FİYAT ARTIŞININ SORUMLUSU YÖNETİM ANLAYIŞINDAKİ BOŞLUK
Sadece limonda değil, diğer ürünlerde de benzer sorunlar yaşandığını söyleyen Ömer Fethi Gürer, " Bir limon sorunundan örnek veriyorum, gidin bakın bugün limon fiyatlarına; yılbaşına göre limon fiyatları ikiye, üçe katlanmış durumda. Diğer ürünlerde de durum böyle. Fiyatlardaki artışın tamamı yönetememe sorumluluğundan kaynaklanıyor. Bu işin çözümsüz ve sorunlara dönüşmesinin tek sorumlusu, ilgili bakanlıkların olayı doğru dürüst görememesi, kavrayamaması ve bununla ilgili politika üretememesidir.
Limonla ilgili şu anda 2023-2024 verilerine baktığımızda, 2 milyon 300 bin ton üretim var.

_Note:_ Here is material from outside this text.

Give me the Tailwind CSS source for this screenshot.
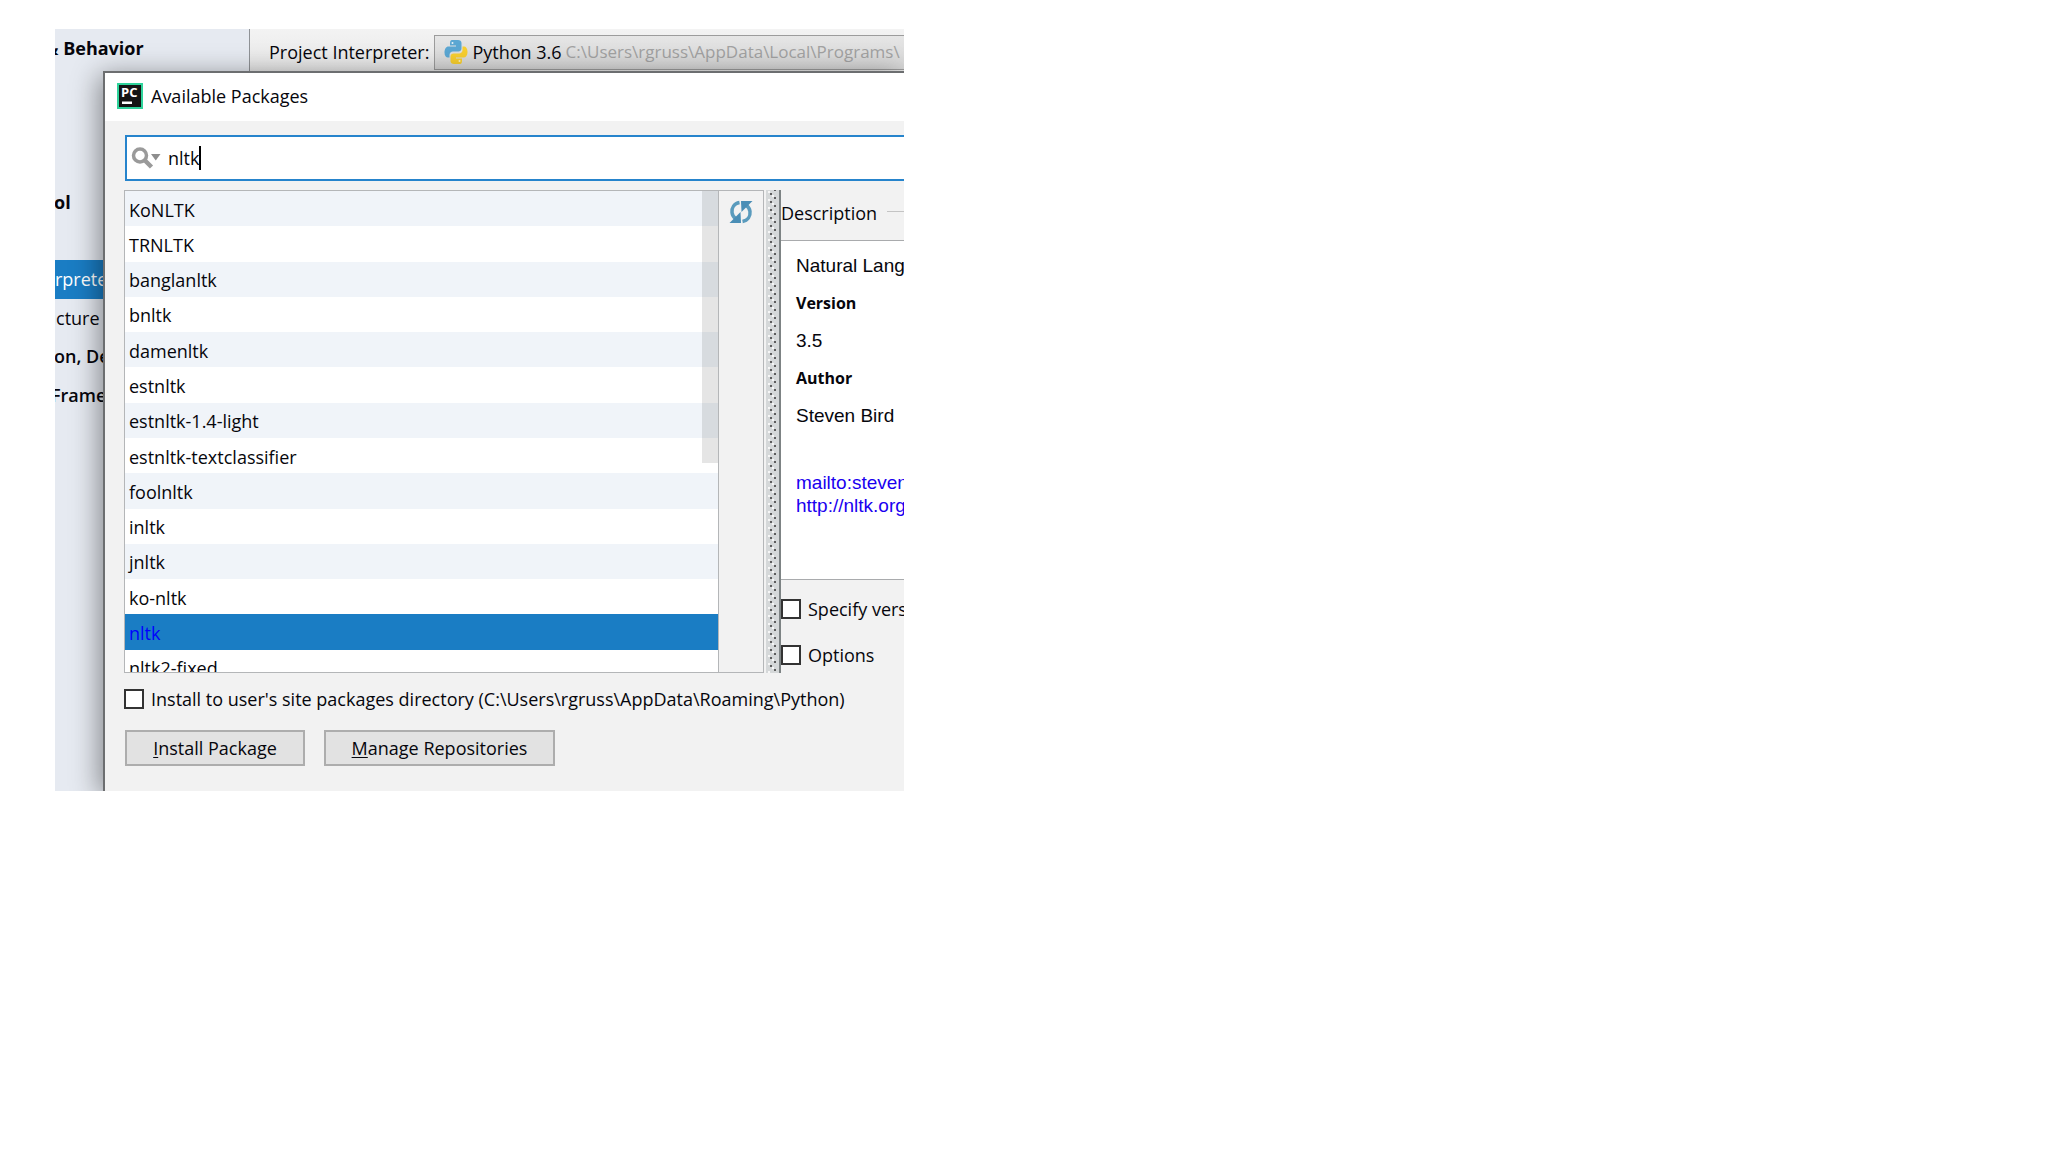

Bir yıl öncesine göre neredeyse 1 milyon ton fazla üretim demek bu. üretim fazla ama fiyat artıyor. Stokta ürün var, fakat doğru yönetilemiyor. Vatandaş pahalı ürün almak zorunda kalıyor. Evine birçok kişi limon alamıyor. Birileri bu durumdan vurgun yapıyor. Ancak bu işi yönetmesi gerekenler stoktaki üründen habersiz olduğu için ihracatı yasaklayarak fiyatın düşeceğini sanıyorlar." dedi.

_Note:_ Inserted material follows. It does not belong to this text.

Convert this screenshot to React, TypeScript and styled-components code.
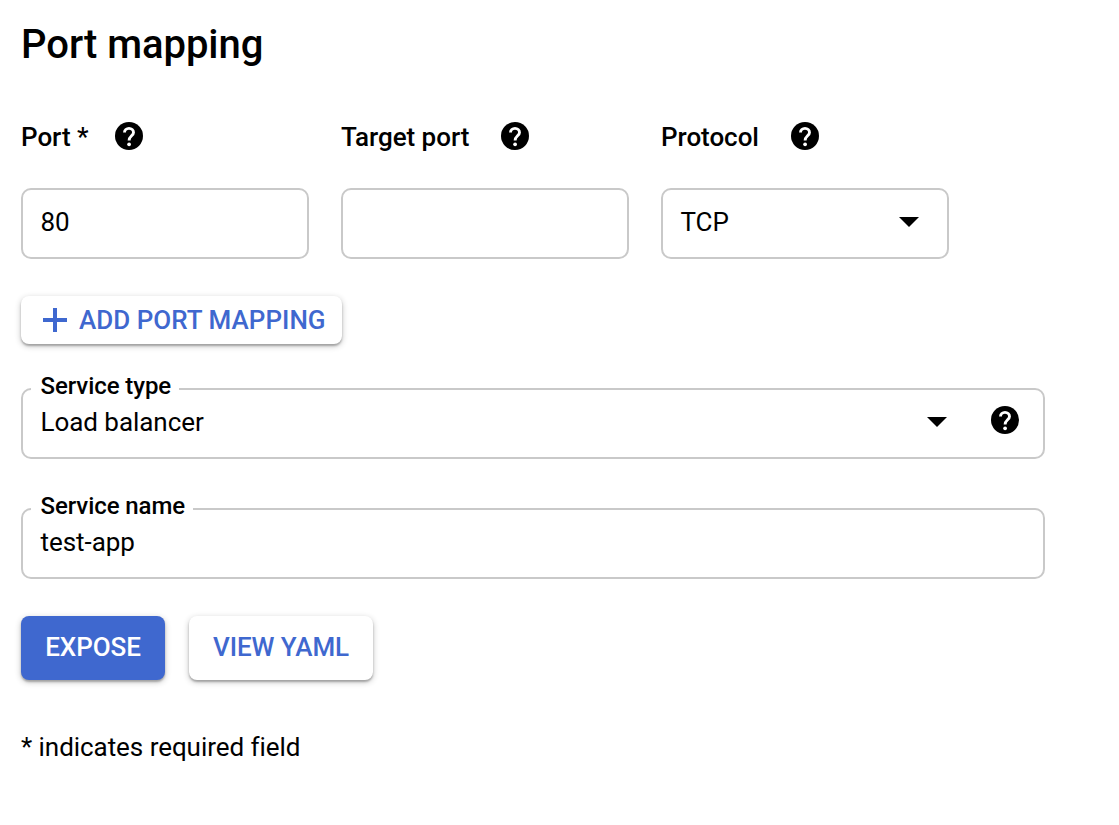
import React from 'react';
import styled, { createGlobalStyle } from 'styled-components';

const BLUE = '#3f68cf';

const GlobalStyle = createGlobalStyle`
  *, *::before, *::after { box-sizing: border-box; }
  body {
    margin: 0;
    background: #fff;
    color: #000;
    font: 400 26px/32px Roboto, sans-serif;
    -webkit-font-smoothing: antialiased;
  }
`;

const Page = styled.form`
  display: flex;
  flex-direction: column;
  align-items: flex-start;
  width: 1045px;
  padding: 21px 0 0 21px;
`;

const Title = styled.h1`
  margin: 0;
  font-size: 40px;
  font-weight: 500;
  line-height: 48px;
  letter-spacing: -0.04px;
`;

const PortRow = styled.div`
  display: flex;
  gap: 32px;
  margin-top: 51px;
`;

const PortColumn = styled.div`
  display: flex;
  flex-direction: column;
  gap: 36px;
  width: 288px;
`;

const ColumnLabel = styled.label<{ $gap: number }>`
  display: flex;
  align-items: center;
  gap: ${({ $gap }) => $gap}px;
  height: 32px;
  font-weight: 500;
`;

const LabelText = styled.span`
  padding-top: 2px;
  letter-spacing: -0.04px;
`;

const Field = styled.div`
  position: relative;
  display: flex;
  align-items: center;
  width: 100%;
  height: 71px;
  padding: 0 28px 3px 17.5px;
  border: 2px solid #c9c9c9;
  border-radius: 10px;
`;

const FieldValue = styled.span`
  flex: 1;
  letter-spacing: -0.05px;
`;

const FloatingLabel = styled.span`
  position: absolute;
  top: -19px;
  left: 8px;
  padding: 0 8px 0 9.5px;
  background: #fff;
  font-size: 24px;
  font-weight: 500;
  line-height: 30px;
  letter-spacing: -0.08px;
`;

const NamedField = styled(Field)<{ $top: number }>`
  margin-top: ${({ $top }) => $top}px;
  padding-right: 24px;
`;

const HelpGlyph = styled.svg`
  display: block;
  flex: none;
  width: 28px;
  height: 28px;
`;

const FieldHelp = styled.span`
  margin-left: 44px;
  padding-bottom: 4px;
`;

const Caret = styled.svg`
  display: block;
  flex: none;
  width: 20px;
  height: 10px;
`;

const Button = styled.button<{ $primary?: boolean }>`
  display: flex;
  align-items: center;
  justify-content: center;
  height: 64px;
  padding: 0 24px 2px;
  border: 0;
  border-radius: 8px;
  background: ${({ $primary }) => ($primary ? BLUE : '#fff')};
  color: ${({ $primary }) => ($primary ? '#fff' : BLUE)};
  font: 500 26px/32px Roboto, sans-serif;
  letter-spacing: -0.06px;
  white-space: nowrap;
  box-shadow: 0 2px 2px rgba(0, 0, 0, 0.24), 0 2px 6px rgba(0, 0, 0, 0.24);
`;

const AddButton = styled(Button)`
  justify-content: flex-start;
  gap: 12px;
  width: 321px;
  height: 48px;
  margin-top: 37px;
  padding: 0 0 0 22px;
  letter-spacing: 0.02px;
`;

const Actions = styled.div`
  display: flex;
  gap: 24px;
  margin-top: 37px;
`;

const ExposeButton = styled(Button)`
  width: 144px;
`;

const YamlButton = styled(Button)`
  width: 184px;
`;

const Note = styled.p`
  margin: 51px 0 0;
  letter-spacing: -0.05px;
`;

const HelpIcon = () => (
  <HelpGlyph viewBox="0 0 28 28" aria-label="Help">
    <circle cx="14" cy="14" r="14" />
    <path
      d="M9.5 10.4a4.5 4 0 0 1 9 0c0 3.4-4.4 3.6-4.4 8.2"
      fill="none"
      stroke="#fff"
      strokeWidth="2.9"
    />
    <circle cx="14.1" cy="22.3" r="1.9" fill="#fff" />
  </HelpGlyph>
);

const CaretIcon = () => (
  <Caret viewBox="0 0 20 10">
    <path d="M0 0h20L10 10z" />
  </Caret>
);

const PlusIcon = () => (
  <svg width="24" height="24" viewBox="0 0 24 24" fill={BLUE}>
    <path d="M10 0h4v10h10v4H14v10h-4V14H0v-4h10z" />
  </svg>
);

export default function App() {
  return (
    <>
      <GlobalStyle />
      <Page>
        <Title>Port mapping</Title>
        <PortRow>
          <PortColumn>
            <ColumnLabel $gap={26.5}>
              <LabelText>Port *</LabelText>
              <HelpIcon />
            </ColumnLabel>
            <Field>
              <FieldValue>80</FieldValue>
            </Field>
          </PortColumn>
          <PortColumn>
            <ColumnLabel $gap={32}>
              <LabelText>Target port</LabelText>
              <HelpIcon />
            </ColumnLabel>
            <Field />
          </PortColumn>
          <PortColumn>
            <ColumnLabel $gap={32.5}>
              <LabelText>Protocol</LabelText>
              <HelpIcon />
            </ColumnLabel>
            <Field>
              <FieldValue>TCP</FieldValue>
              <CaretIcon />
            </Field>
          </PortColumn>
        </PortRow>
        <AddButton type="button">
          <PlusIcon />
          <span>ADD PORT MAPPING</span>
        </AddButton>
        <NamedField $top={44}>
          <FloatingLabel>Service type</FloatingLabel>
          <FieldValue>Load balancer</FieldValue>
          <CaretIcon />
          <FieldHelp>
            <HelpIcon />
          </FieldHelp>
        </NamedField>
        <NamedField $top={49}>
          <FloatingLabel>Service name</FloatingLabel>
          <FieldValue>test-app</FieldValue>
        </NamedField>
        <Actions>
          <ExposeButton type="button" $primary>EXPOSE</ExposeButton>
          <YamlButton type="button">VIEW YAML</YamlButton>
        </Actions>
        <Note>* indicates required field</Note>
      </Page>
    </>
  );
}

KOOPERATİFÇİLİK GÜÇLENDİRİLMELİ
Çözüm önerisi olarak kooperatifçiliğin güçlendirilmesi gerektiğini belirten CHP Niğde Milletvekili Ömer Fethi Gürer, " Sorun, depodaki ürünü üreticiye uygun fiyatla ulaştıracak kamuya ait bir anlayışla politika geliştirilmemesidir. Kooperatifçilik Türkiye'de güçlendirilerek tarımda etkin hale getirilmelidir. Üretim öncesi, üretim sırası ve üretim sonrası planlanmalı; bu yolla hem üreten kazanmalı hem de tüketicinin yüksek fiyatlarla ürün alması engellenmelidir.” şeklinde konuştu.